Supplied information ▸
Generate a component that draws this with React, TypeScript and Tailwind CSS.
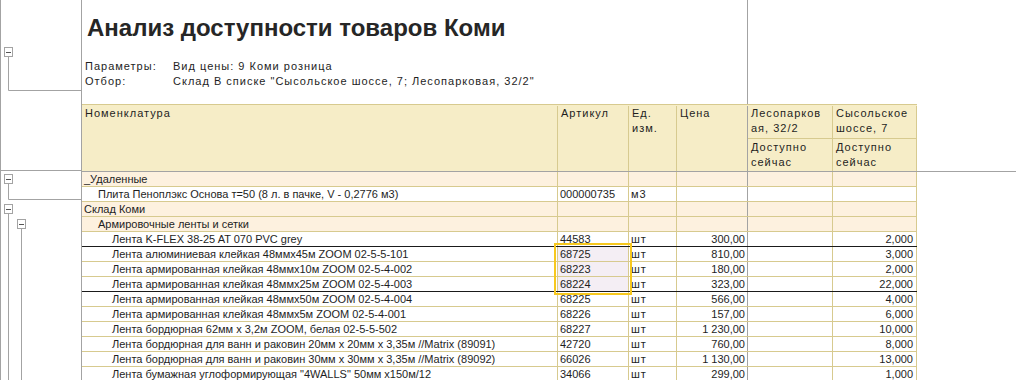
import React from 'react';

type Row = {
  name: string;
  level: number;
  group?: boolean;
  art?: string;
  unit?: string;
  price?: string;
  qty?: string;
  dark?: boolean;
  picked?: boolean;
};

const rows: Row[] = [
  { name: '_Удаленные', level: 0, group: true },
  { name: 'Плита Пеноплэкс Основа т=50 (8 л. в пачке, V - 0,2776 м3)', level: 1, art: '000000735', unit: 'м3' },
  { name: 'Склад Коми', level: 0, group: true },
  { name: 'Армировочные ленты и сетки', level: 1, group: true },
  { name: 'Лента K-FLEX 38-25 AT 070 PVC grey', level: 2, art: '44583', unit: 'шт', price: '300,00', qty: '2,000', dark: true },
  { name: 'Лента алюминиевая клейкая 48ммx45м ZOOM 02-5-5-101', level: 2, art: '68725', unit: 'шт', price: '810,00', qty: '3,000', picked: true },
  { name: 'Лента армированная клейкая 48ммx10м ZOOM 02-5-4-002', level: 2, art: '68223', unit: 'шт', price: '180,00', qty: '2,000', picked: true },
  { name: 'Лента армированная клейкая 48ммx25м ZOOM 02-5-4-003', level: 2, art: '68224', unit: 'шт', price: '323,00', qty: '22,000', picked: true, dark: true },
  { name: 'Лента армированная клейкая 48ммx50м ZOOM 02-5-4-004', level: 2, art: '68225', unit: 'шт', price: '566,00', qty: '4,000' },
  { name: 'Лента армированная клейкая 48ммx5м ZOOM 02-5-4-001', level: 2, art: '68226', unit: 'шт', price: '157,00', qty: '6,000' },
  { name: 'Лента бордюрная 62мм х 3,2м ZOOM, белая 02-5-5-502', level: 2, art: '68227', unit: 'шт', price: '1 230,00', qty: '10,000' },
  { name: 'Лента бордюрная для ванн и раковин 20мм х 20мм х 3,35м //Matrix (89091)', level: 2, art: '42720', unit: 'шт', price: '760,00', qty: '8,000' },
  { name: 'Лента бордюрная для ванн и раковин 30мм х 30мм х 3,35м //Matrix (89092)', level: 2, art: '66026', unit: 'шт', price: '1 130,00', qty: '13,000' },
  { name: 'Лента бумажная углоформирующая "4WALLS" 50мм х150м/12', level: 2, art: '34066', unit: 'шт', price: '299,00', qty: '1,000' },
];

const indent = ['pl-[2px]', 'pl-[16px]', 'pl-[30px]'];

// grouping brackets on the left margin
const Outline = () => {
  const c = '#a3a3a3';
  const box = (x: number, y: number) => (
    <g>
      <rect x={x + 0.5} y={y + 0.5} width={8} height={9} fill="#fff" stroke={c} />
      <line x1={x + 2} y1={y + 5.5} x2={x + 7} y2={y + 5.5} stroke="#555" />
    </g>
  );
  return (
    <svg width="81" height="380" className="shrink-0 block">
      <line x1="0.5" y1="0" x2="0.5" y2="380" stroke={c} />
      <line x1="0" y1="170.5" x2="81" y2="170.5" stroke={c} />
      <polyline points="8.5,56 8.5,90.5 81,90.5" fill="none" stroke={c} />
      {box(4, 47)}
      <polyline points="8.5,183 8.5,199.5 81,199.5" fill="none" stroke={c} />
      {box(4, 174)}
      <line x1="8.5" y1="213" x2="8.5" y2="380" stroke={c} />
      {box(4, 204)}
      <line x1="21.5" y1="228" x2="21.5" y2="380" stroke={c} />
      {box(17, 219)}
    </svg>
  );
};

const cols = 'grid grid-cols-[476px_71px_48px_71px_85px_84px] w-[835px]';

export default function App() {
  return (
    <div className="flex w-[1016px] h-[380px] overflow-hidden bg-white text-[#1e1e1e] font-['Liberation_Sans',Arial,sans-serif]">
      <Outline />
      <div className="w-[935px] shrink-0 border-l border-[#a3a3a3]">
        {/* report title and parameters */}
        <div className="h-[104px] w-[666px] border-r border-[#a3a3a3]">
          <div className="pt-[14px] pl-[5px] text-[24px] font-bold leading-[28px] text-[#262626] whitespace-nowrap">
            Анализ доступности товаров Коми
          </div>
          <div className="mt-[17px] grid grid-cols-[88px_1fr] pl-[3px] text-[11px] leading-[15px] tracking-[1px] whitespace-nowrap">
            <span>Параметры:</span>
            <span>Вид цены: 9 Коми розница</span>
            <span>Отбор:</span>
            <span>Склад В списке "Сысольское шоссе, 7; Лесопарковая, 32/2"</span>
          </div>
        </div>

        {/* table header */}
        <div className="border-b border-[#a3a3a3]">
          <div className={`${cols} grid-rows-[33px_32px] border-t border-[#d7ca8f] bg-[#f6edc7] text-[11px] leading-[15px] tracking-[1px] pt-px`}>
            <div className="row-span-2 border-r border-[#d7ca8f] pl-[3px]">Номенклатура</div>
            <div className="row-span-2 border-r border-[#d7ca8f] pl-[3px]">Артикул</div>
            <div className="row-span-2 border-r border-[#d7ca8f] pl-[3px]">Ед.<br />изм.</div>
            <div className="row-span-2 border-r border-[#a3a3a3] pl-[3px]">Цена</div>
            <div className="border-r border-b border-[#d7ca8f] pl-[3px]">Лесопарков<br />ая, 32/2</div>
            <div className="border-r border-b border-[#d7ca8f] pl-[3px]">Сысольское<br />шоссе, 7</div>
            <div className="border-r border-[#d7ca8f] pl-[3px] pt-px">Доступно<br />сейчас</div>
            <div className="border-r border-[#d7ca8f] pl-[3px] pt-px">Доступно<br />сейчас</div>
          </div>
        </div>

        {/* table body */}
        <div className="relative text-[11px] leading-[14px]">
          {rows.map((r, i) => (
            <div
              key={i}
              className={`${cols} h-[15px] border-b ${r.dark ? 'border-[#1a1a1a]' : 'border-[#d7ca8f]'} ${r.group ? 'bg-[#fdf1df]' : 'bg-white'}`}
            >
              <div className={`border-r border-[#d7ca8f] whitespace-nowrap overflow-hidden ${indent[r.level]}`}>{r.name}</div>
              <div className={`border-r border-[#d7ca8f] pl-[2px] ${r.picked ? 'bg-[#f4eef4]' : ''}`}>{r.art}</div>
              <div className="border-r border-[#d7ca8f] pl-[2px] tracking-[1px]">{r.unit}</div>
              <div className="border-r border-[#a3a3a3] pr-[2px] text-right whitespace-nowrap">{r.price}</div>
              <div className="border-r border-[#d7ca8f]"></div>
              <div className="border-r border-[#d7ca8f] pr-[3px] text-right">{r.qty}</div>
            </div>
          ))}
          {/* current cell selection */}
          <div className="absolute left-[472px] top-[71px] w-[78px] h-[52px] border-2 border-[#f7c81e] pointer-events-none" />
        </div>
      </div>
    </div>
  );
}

What is required ▸
Copy the material above in full and exactly, skipping pictures.

Solution for this task ▸
Generate a component that draws this with React, TypeScript and Tailwind CSS.
import React from 'react';

type Row = {
  name: string;
  level: number;
  group?: boolean;
  art?: string;
  unit?: string;
  price?: string;
  qty?: string;
  dark?: boolean;
  picked?: boolean;
};

const rows: Row[] = [
  { name: '_Удаленные', level: 0, group: true },
  { name: 'Плита Пеноплэкс Основа т=50 (8 л. в пачке, V - 0,2776 м3)', level: 1, art: '000000735', unit: 'м3' },
  { name: 'Склад Коми', level: 0, group: true },
  { name: 'Армировочные ленты и сетки', level: 1, group: true },
  { name: 'Лента K-FLEX 38-25 AT 070 PVC grey', level: 2, art: '44583', unit: 'шт', price: '300,00', qty: '2,000', dark: true },
  { name: 'Лента алюминиевая клейкая 48ммx45м ZOOM 02-5-5-101', level: 2, art: '68725', unit: 'шт', price: '810,00', qty: '3,000', picked: true },
  { name: 'Лента армированная клейкая 48ммx10м ZOOM 02-5-4-002', level: 2, art: '68223', unit: 'шт', price: '180,00', qty: '2,000', picked: true },
  { name: 'Лента армированная клейкая 48ммx25м ZOOM 02-5-4-003', level: 2, art: '68224', unit: 'шт', price: '323,00', qty: '22,000', picked: true, dark: true },
  { name: 'Лента армированная клейкая 48ммx50м ZOOM 02-5-4-004', level: 2, art: '68225', unit: 'шт', price: '566,00', qty: '4,000' },
  { name: 'Лента армированная клейкая 48ммx5м ZOOM 02-5-4-001', level: 2, art: '68226', unit: 'шт', price: '157,00', qty: '6,000' },
  { name: 'Лента бордюрная 62мм х 3,2м ZOOM, белая 02-5-5-502', level: 2, art: '68227', unit: 'шт', price: '1 230,00', qty: '10,000' },
  { name: 'Лента бордюрная для ванн и раковин 20мм х 20мм х 3,35м //Matrix (89091)', level: 2, art: '42720', unit: 'шт', price: '760,00', qty: '8,000' },
  { name: 'Лента бордюрная для ванн и раковин 30мм х 30мм х 3,35м //Matrix (89092)', level: 2, art: '66026', unit: 'шт', price: '1 130,00', qty: '13,000' },
  { name: 'Лента бумажная углоформирующая "4WALLS" 50мм х150м/12', level: 2, art: '34066', unit: 'шт', price: '299,00', qty: '1,000' },
];

const indent = ['pl-[2px]', 'pl-[16px]', 'pl-[30px]'];

// grouping brackets on the left margin
const Outline = () => {
  const c = '#a3a3a3';
  const box = (x: number, y: number) => (
    <g>
      <rect x={x + 0.5} y={y + 0.5} width={8} height={9} fill="#fff" stroke={c} />
      <line x1={x + 2} y1={y + 5.5} x2={x + 7} y2={y + 5.5} stroke="#555" />
    </g>
  );
  return (
    <svg width="81" height="380" className="shrink-0 block">
      <line x1="0.5" y1="0" x2="0.5" y2="380" stroke={c} />
      <line x1="0" y1="170.5" x2="81" y2="170.5" stroke={c} />
      <polyline points="8.5,56 8.5,90.5 81,90.5" fill="none" stroke={c} />
      {box(4, 47)}
      <polyline points="8.5,183 8.5,199.5 81,199.5" fill="none" stroke={c} />
      {box(4, 174)}
      <line x1="8.5" y1="213" x2="8.5" y2="380" stroke={c} />
      {box(4, 204)}
      <line x1="21.5" y1="228" x2="21.5" y2="380" stroke={c} />
      {box(17, 219)}
    </svg>
  );
};

const cols = 'grid grid-cols-[476px_71px_48px_71px_85px_84px] w-[835px]';

export default function App() {
  return (
    <div className="flex w-[1016px] h-[380px] overflow-hidden bg-white text-[#1e1e1e] font-['Liberation_Sans',Arial,sans-serif]">
      <Outline />
      <div className="w-[935px] shrink-0 border-l border-[#a3a3a3]">
        {/* report title and parameters */}
        <div className="h-[104px] w-[666px] border-r border-[#a3a3a3]">
          <div className="pt-[14px] pl-[5px] text-[24px] font-bold leading-[28px] text-[#262626] whitespace-nowrap">
            Анализ доступности товаров Коми
          </div>
          <div className="mt-[17px] grid grid-cols-[88px_1fr] pl-[3px] text-[11px] leading-[15px] tracking-[1px] whitespace-nowrap">
            <span>Параметры:</span>
            <span>Вид цены: 9 Коми розница</span>
            <span>Отбор:</span>
            <span>Склад В списке "Сысольское шоссе, 7; Лесопарковая, 32/2"</span>
          </div>
        </div>

        {/* table header */}
        <div className="border-b border-[#a3a3a3]">
          <div className={`${cols} grid-rows-[33px_32px] border-t border-[#d7ca8f] bg-[#f6edc7] text-[11px] leading-[15px] tracking-[1px] pt-px`}>
            <div className="row-span-2 border-r border-[#d7ca8f] pl-[3px]">Номенклатура</div>
            <div className="row-span-2 border-r border-[#d7ca8f] pl-[3px]">Артикул</div>
            <div className="row-span-2 border-r border-[#d7ca8f] pl-[3px]">Ед.<br />изм.</div>
            <div className="row-span-2 border-r border-[#a3a3a3] pl-[3px]">Цена</div>
            <div className="border-r border-b border-[#d7ca8f] pl-[3px]">Лесопарков<br />ая, 32/2</div>
            <div className="border-r border-b border-[#d7ca8f] pl-[3px]">Сысольское<br />шоссе, 7</div>
            <div className="border-r border-[#d7ca8f] pl-[3px] pt-px">Доступно<br />сейчас</div>
            <div className="border-r border-[#d7ca8f] pl-[3px] pt-px">Доступно<br />сейчас</div>
          </div>
        </div>

        {/* table body */}
        <div className="relative text-[11px] leading-[14px]">
          {rows.map((r, i) => (
            <div
              key={i}
              className={`${cols} h-[15px] border-b ${r.dark ? 'border-[#1a1a1a]' : 'border-[#d7ca8f]'} ${r.group ? 'bg-[#fdf1df]' : 'bg-white'}`}
            >
              <div className={`border-r border-[#d7ca8f] whitespace-nowrap overflow-hidden ${indent[r.level]}`}>{r.name}</div>
              <div className={`border-r border-[#d7ca8f] pl-[2px] ${r.picked ? 'bg-[#f4eef4]' : ''}`}>{r.art}</div>
              <div className="border-r border-[#d7ca8f] pl-[2px] tracking-[1px]">{r.unit}</div>
              <div className="border-r border-[#a3a3a3] pr-[2px] text-right whitespace-nowrap">{r.price}</div>
              <div className="border-r border-[#d7ca8f]"></div>
              <div className="border-r border-[#d7ca8f] pr-[3px] text-right">{r.qty}</div>
            </div>
          ))}
          {/* current cell selection */}
          <div className="absolute left-[472px] top-[71px] w-[78px] h-[52px] border-2 border-[#f7c81e] pointer-events-none" />
        </div>
      </div>
    </div>
  );
}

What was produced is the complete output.